### Work instructions
Up to and including the line with "const [openIndex, setOpenIndex]", reproduce the listing below exactly, beginning at its first line.
** start of Given material **
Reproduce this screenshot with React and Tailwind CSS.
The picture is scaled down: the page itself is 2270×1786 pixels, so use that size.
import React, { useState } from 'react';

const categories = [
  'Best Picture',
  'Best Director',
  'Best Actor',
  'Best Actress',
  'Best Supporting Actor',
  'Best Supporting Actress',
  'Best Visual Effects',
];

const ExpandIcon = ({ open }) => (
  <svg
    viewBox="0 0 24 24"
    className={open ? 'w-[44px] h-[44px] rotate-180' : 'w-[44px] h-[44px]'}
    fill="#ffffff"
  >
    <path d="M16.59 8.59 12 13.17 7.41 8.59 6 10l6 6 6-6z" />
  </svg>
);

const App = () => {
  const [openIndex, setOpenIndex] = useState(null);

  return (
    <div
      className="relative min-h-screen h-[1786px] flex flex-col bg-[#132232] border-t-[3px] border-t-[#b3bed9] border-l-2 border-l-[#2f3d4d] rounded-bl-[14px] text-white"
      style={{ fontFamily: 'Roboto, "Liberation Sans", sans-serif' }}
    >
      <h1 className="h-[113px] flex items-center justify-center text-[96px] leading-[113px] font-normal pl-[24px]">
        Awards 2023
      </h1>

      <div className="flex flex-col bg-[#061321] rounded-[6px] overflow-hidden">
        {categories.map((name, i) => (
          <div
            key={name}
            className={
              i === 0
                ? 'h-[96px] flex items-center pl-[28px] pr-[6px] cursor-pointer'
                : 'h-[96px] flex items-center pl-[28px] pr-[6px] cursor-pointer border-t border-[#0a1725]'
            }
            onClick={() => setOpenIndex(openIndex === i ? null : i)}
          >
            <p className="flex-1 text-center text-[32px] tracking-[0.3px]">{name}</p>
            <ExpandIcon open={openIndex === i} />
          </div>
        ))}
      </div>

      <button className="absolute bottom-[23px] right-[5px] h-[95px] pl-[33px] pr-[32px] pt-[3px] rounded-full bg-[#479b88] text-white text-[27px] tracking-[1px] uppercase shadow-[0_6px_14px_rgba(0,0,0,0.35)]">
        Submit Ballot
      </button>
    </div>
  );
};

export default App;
** end of Given material **
### Result of this task
Reproduce this screenshot with React and Tailwind CSS.
The picture is scaled down: the page itself is 2270×1786 pixels, so use that size.
import React, { useState } from 'react';

const categories = [
  'Best Picture',
  'Best Director',
  'Best Actor',
  'Best Actress',
  'Best Supporting Actor',
  'Best Supporting Actress',
  'Best Visual Effects',
];

const ExpandIcon = ({ open }) => (
  <svg
    viewBox="0 0 24 24"
    className={open ? 'w-[44px] h-[44px] rotate-180' : 'w-[44px] h-[44px]'}
    fill="#ffffff"
  >
    <path d="M16.59 8.59 12 13.17 7.41 8.59 6 10l6 6 6-6z" />
  </svg>
);

const App = () => {
  const [openIndex, setOpenIndex] = useState(null);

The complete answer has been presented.